The night before I left for Virginia, lying with Gonzalo, after his possession of me, he moved his head in such a way that his long black hair brushed my breasts, and this I felt so deeply, as if every strand of hair were tangled with a strand of my own hair and tied around a cell of my blood. John’s gestures do not have this sort of effect on me. The intoxication is there each time, the need to embrace, kiss, to lie with him, but only while he is there, and it never grows roots into my being. Even this time, though I remember the intoxication, I do not feel those blood roots stirring in me, the kind that makes a woman know the man is inside her womb as a child would be, stirring at the center of her being.
AUGUST 22, 1940
Saturday I discovered I was pregnant—three months! Days of anguish over the money and the complications I feared would arise. Jacobson put me in the hands of a good German Jew who works for rich women. He said it would have to be done in two operations, one to insert a bag which dilates the womb (this is done without ether) and then a final one that is done with ether.
I set the date for Wednesday, the 21st.
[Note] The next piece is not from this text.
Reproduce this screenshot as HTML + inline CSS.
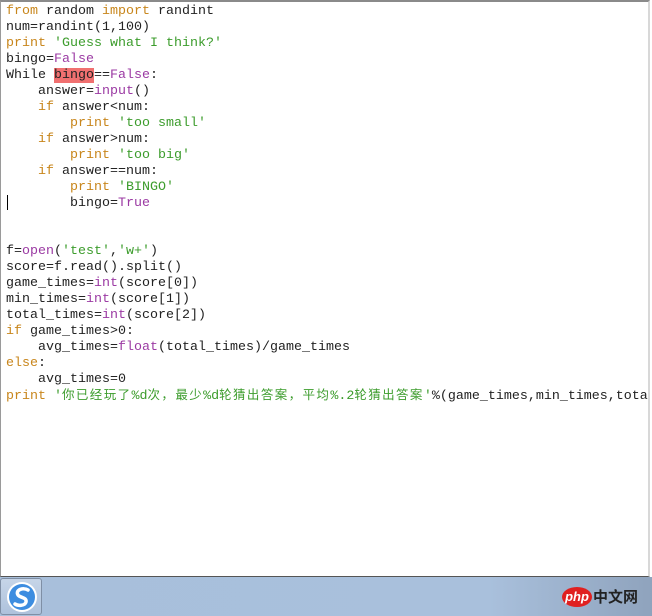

I arrived at nine-thirty and was strapped like an insane person, wrists tied, arms, waist, legs—a strange sensation of utter helplessness. Then the doctor came in. As he began to work, he found the womb dilating so easily that he continued the operation in spite of the terrific pain. And so in six minutes of torture, I had done what is usually done with ether! But it was over. I couldn’t believe it. Hugh was so full of anguish, and Gonzalo.
The only wonderful moment in all this was when I was lying on a little cot in the doctor’s office and another woman came in. The nurse pulled the curtain so that I could not see her. She was made to undress and lie down, to relax. The nurse left us.
Soon I heard a whisper to me: “How was it?” I reassured her—told her how I had been able to bear it without ether, so it would be nothing with ether.
She said: “How long were you pregnant?”
“Three months.”
“I only two—but I’m scared. My husband is away. He doesn’t know. He must never know.”